George didn't think much of any author who was popular - he often conflated the two terms 'popular' with 'populist' and tended to look down on anyone who was widely read on the Clapham Omnibus. Kipling was so popular that many of his books and poems have become synonymous with British Empire and nationalism, but his children;s books are triumphs of  wonder and adventure. A quick list of his best known children's works: The Jungle Book; Just So Stories; Stalky & Co; Captains Courageous; Kim... in fact, his bibliography click is worth a look just for the size of the bibliography. (George's own bibliography is somewhat more modest.) Rudyard Kipling has the 
Kipling Society to further interest his readers. George has the Gissing Journal.

Kipling gave us several well-known English phrases - 'the law of the jungle'; 'the white man's burden'; 'Lest We Forget'. That last one was part of the work he did for the War Graves Commission, the organisation which oversees the remembrance of fallen service personnel.

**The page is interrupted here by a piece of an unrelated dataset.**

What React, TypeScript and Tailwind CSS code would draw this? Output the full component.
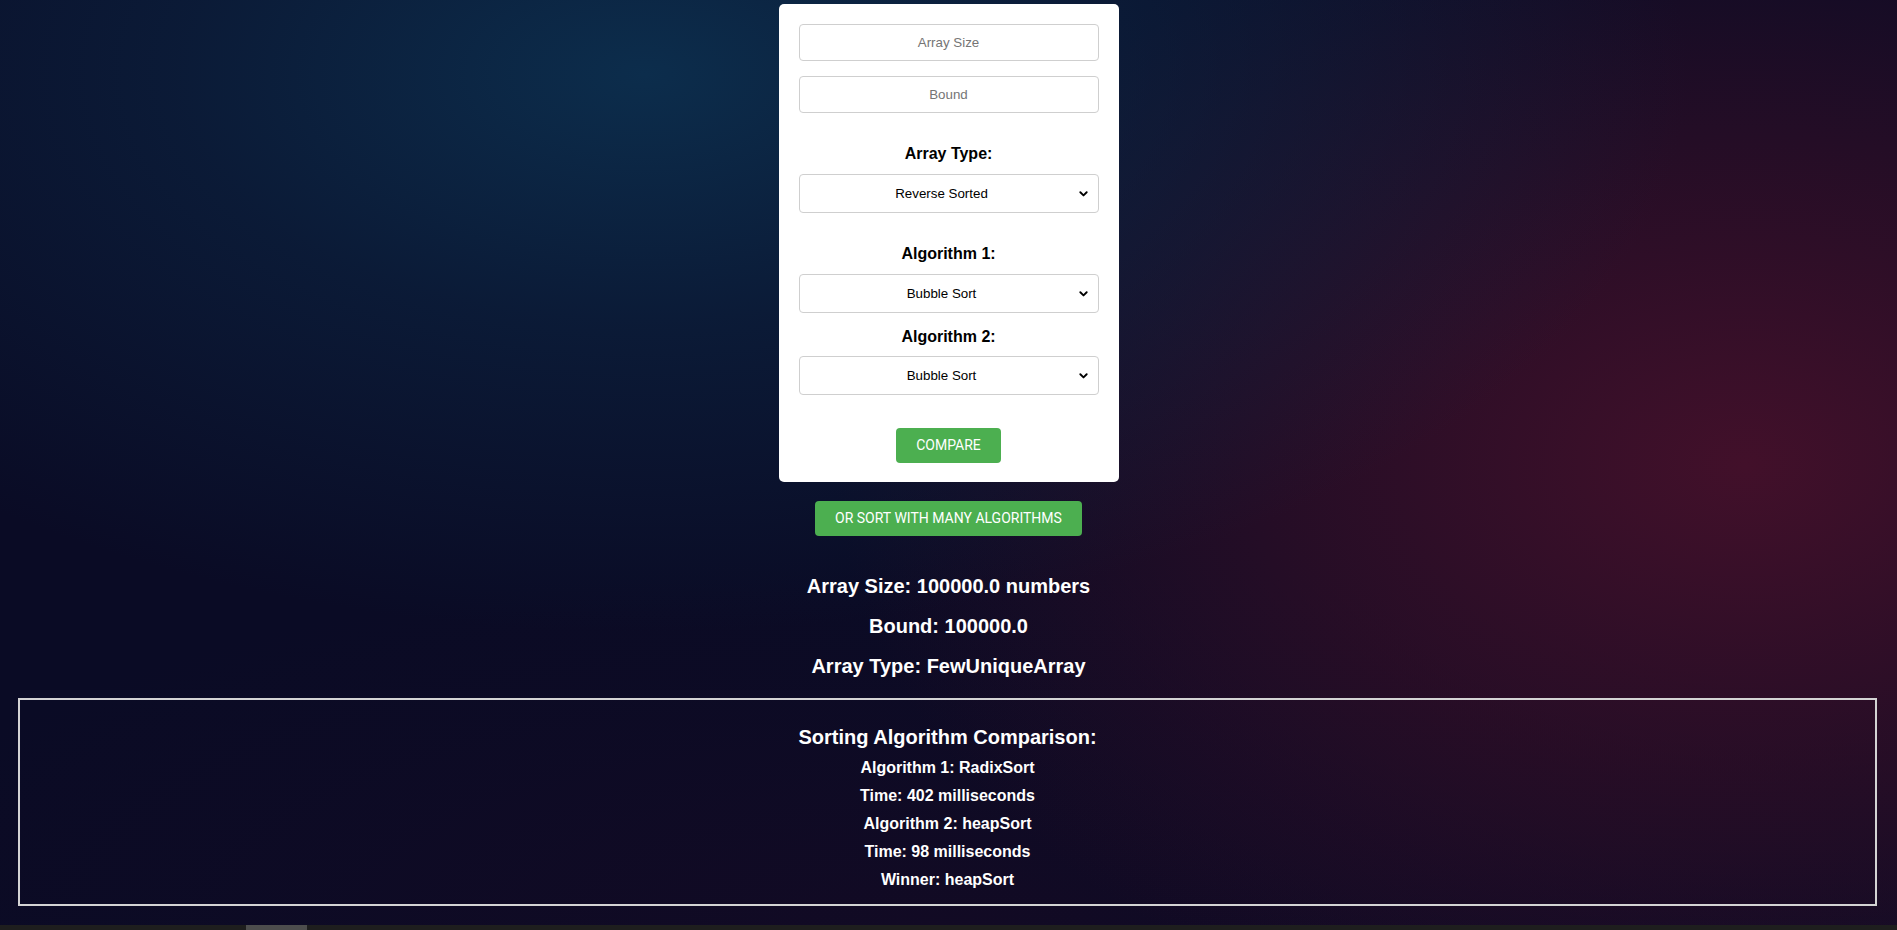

He took a very close interest in this because his son, John, was killed at the Battle of Loos in September 1915. The boy's body was not recovered in his father's lifetime. For Kipling, grief was made worse by guilt; despite him having been turned down for the Royal Navy and various branches of the army, because his eyesight was appalling, Kipling pulled some strings to get his son into the Irish Guards. This terrible blow turned Kipling against the conflict, and produced the famous line about WW1: If any question why we died / Tell them, because our fathers lied. If he had lived to see it, George might very well have agreed with that. On July 1st 1916, his first born son, Walter, died at the Somme, thirteen years after his father's own end in France. Both Gissings are buried 'in some corner of a foreign field that is forever England'.